Why are we so concerned? 

In the HRC, women experts are over-represented in the panels and mandates that focus on women’s and children’s rights issues, and under-represented in forums on security and torture. For UN Special Procedures, only 36 of 80 available positions, were occupied by women as of July 2019. What’s more, out of 56 UN Special Mandates, 15 have NEVER been held by a woman, including mandates on the right to health, on torture, and on freedom of expression. We recommend that in upcoming Special Procedure appointments, women be selected for positions never previously held by women. 

Of the 10 treaty bodies, only the Committee on the Elimination of Discrimination against Women and the Committee on the Rights of the Child, as well as the Subcommittee on Prevention of Torture, have 50 per cent or more women. And even though there is specific language on the importance of gender balance in the Convention on the Rights of Persons with Disabilities, the Committee thereon had only one woman among its 18 members until June 2018 (currently six members are women, following a strong public campaign). Some of this can be accounted for by the lack of transparency and the political trade-offs in the treaty bodies’ nomination and election processes – the biggest of which is gender equality in treaty body membership. 

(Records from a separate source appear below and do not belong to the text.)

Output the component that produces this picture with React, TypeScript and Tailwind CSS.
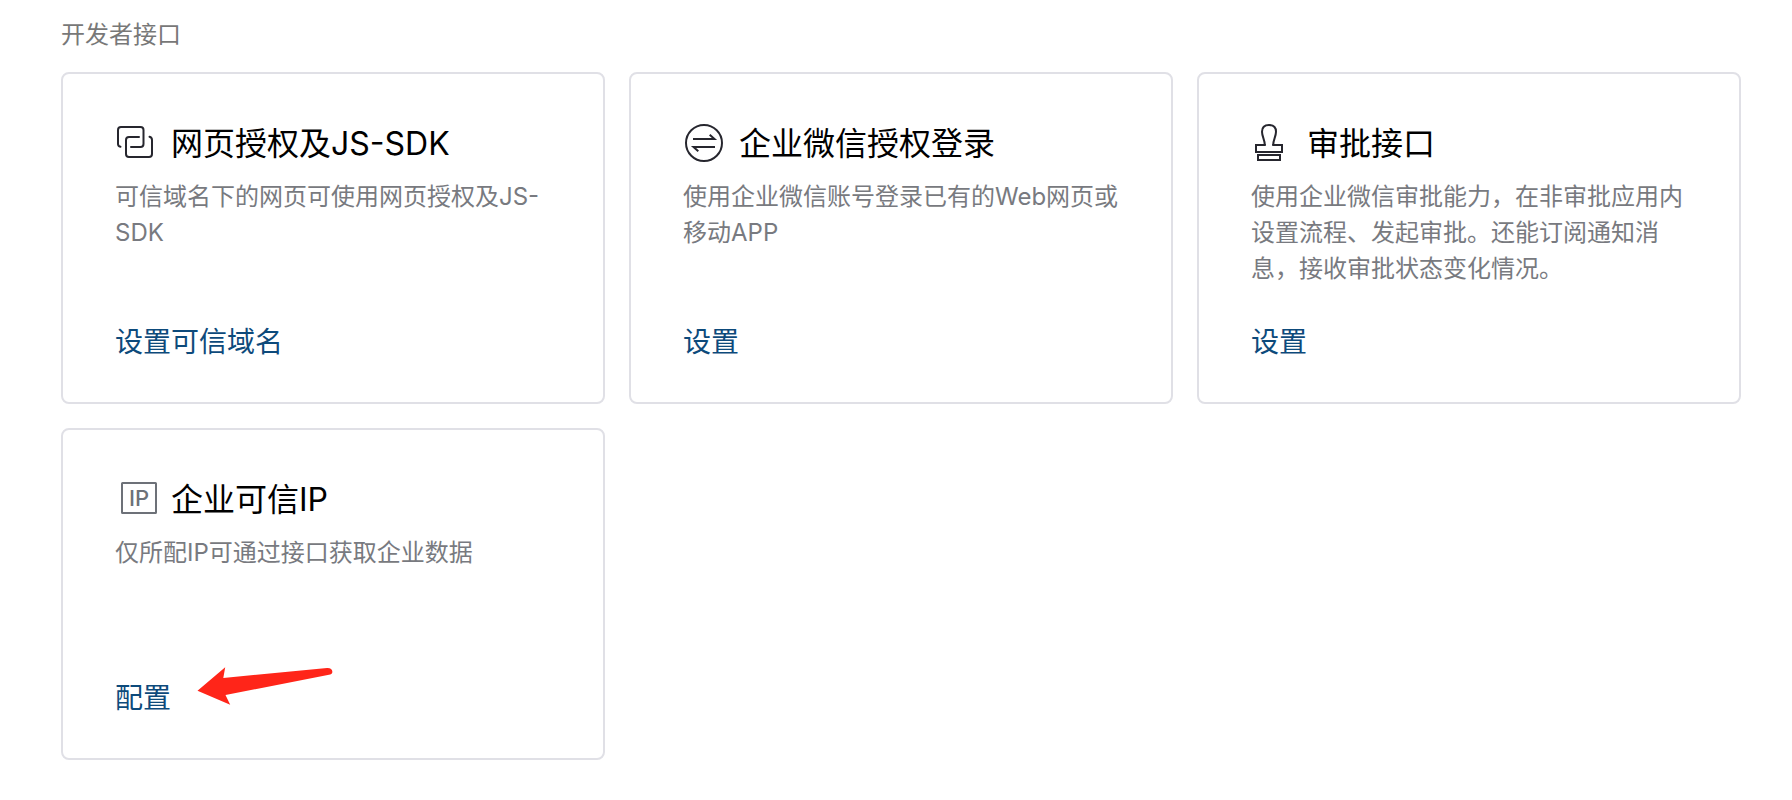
import type { ReactNode } from "react"

function LinkIcon() {
  return (
    <svg width="44" height="42" viewBox="0 0 44 42" fill="none" stroke="#26262e" strokeWidth="2" strokeLinecap="round" aria-hidden="true">
      <path d="M5.5 23.8C3.8 23.4 3 22.6 3 21V7a3 3 0 0 1 3-3h19.5a3 3 0 0 1 3 3v14a3 3 0 0 1-3 3H16" />
      <path d="M24 14H14a3 3 0 0 0-3 3v14a3 3 0 0 0 3 3h20a3 3 0 0 0 3-3V17c0-1.7-.8-2.7-2.5-3.2" />
    </svg>
  )
}

function SwapIcon() {
  return (
    <svg width="44" height="42" viewBox="0 0 44 42" fill="none" stroke="#26262e" strokeWidth="2" aria-hidden="true">
      <circle cx="21" cy="20" r="18" />
      <path d="M10 16h21.5l-4.8-4.3M32 24H10.5l4.8 4.3" />
    </svg>
  )
}

function StampIcon() {
  return (
    <svg width="44" height="42" viewBox="0 0 44 42" fill="none" stroke="#26262e" strokeWidth="2" aria-hidden="true">
      <path d="M13.8 22C13.8 17 11 13.5 11 8.8C11 4.5 13.8 2 18 2C22.2 2 25 4.5 25 8.8C25 13.5 22.2 17 22.2 22" />
      <path d="M14.8 22H5v7h26v-7h-9.800" />
      <rect x="7" y="32" width="22" height="5" />
    </svg>
  )
}

function IpIcon() {
  return (
    <svg width="44" height="42" viewBox="0 0 44 42" fill="none" stroke="#6d7178" strokeWidth="2" aria-hidden="true">
      <rect x="7" y="4" width="34" height="30" rx="0.5" />
      <text x="24" y="27" textAnchor="middle" fontSize="22" fontWeight="500" fill="#6d7178" stroke="none">
        IP
      </text>
    </svg>
  )
}

function RedArrow() {
  return (
    <svg
      className="pointer-events-none absolute -top-3 left-full ml-[25px]"
      width="138"
      height="40"
      viewBox="0 0 138 40"
      fill="#ff2519"
      aria-hidden="true"
    >
      <path d="M1.5 24.7L29.2 1.3L27.3 12L131 2C135 1.7 137.3 4.5 136 7.3C135.5 8.3 134.5 8.5 133 8.8L29.5 29L34.2 38.7Z" />
    </svg>
  )
}

type Item = {
  title: string
  desc: string
  action: string
  icon: ReactNode
  marked?: boolean
}

const items: Item[] = [
  {
    title: "网页授权及JS-SDK",
    desc: "可信域名下的网页可使用网页授权及JS-SDK",
    action: "设置可信域名",
    icon: <LinkIcon />,
  },
  {
    title: "企业微信授权登录",
    desc: "使用企业微信账号登录已有的Web网页或移动APP",
    action: "设置",
    icon: <SwapIcon />,
  },
  {
    title: "审批接口",
    desc: "使用企业微信审批能力，在非审批应用内设置流程、发起审批。还能订阅通知消息，接收审批状态变化情况。",
    action: "设置",
    icon: <StampIcon />,
  },
  {
    title: "企业可信IP",
    desc: "仅所配IP可通过接口获取企业数据",
    action: "配置",
    icon: <IpIcon />,
    marked: true,
  },
]

function Card({ title, desc, action, icon, marked }: Item) {
  return (
    <section className="rounded-lg border-2 border-[#e0e0e6] pt-12 pr-12 pb-10 pl-[52px]">
      <div className="flex items-center gap-3">
        {icon}
        <h2 className="text-[32px] leading-[44px] text-black">{title}</h2>
      </div>
      <p className="mt-[13px] min-h-[108px] text-2xl leading-9 text-[#787a80]">{desc}</p>
      <div className="relative mt-[35px] w-fit">
        <a href="#" className="block text-[28px] leading-10 text-[#0d4a7b]">
          {action}
        </a>
        {marked && <RedArrow />}
      </div>
    </section>
  )
}

export default function App() {
  return (
    <main
      lang="zh-CN"
      className="min-h-screen bg-white pt-[17px] pr-[51px] pb-10 pl-[61px] font-['Inter','Noto_Sans_CJK_SC',sans-serif]"
    >
      <h1 className="mb-[19px] text-2xl leading-9 text-[#787878]">开发者接口</h1>
      <div className="grid grid-cols-1 gap-6 md:grid-cols-2 xl:grid-cols-3">
        {items.map((item) => (
          <Card key={item.title} {...item} />
        ))}
      </div>
    </main>
  )
}
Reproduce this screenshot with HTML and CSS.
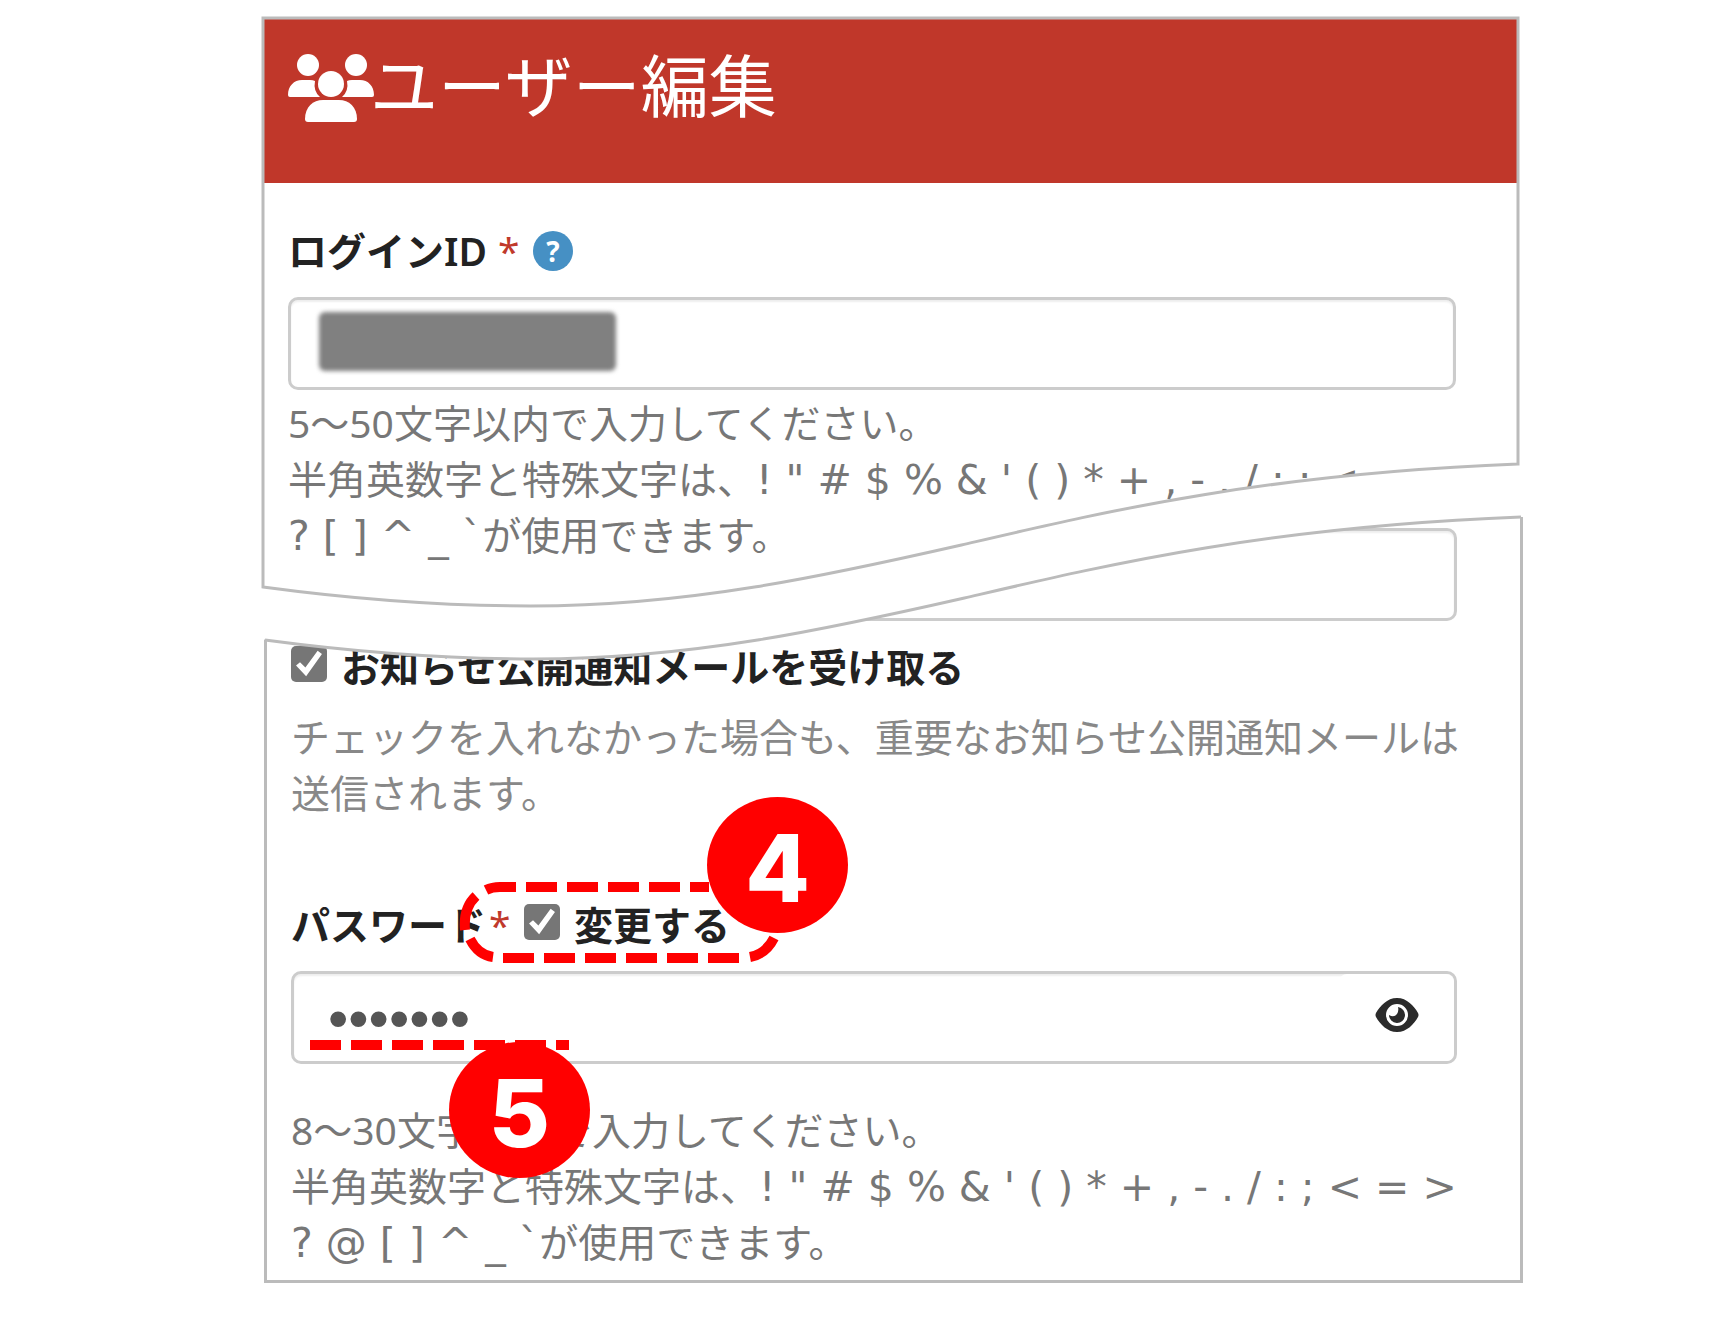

Additionally, the data on gender equality in many UN forums remains unclear, including regarding delegations attending the HRC sessions. Yet, we know for a fact that disclosure of data is a first step in achieving progress.

We need international organisations to walk the talk. For example, the Inter-Parliamentary Union (IPU) has been tracking women’s participation at its Assemblies, and sharing that information publicly. To achieve progress, it has put in place several incentives and sanctions for its members in order to ensure gender equality in its governance structure and on delegations. At the most recent IPU Assembly in October 2019 in Belgrade, Serbia, the Organisation adopted amendments to strengthen its existing measures. From now on, single-sex delegations will have their voting rights in the Governing Council reduced to one vote from three, whereas under the previous rules, single-sex delegations retained two votes. Also, sanctions that restrict the number of delegates a parliament is entitled to send to an Assembly are now applied after parliaments send single-sex delegations to two consecutive Assemblies instead of three. This step is a testament to the fact that where there is political will, anything is possible.

The views and opinions expressed in this editorial belong solely to the authors and do not necessarily reflect ISHR’s.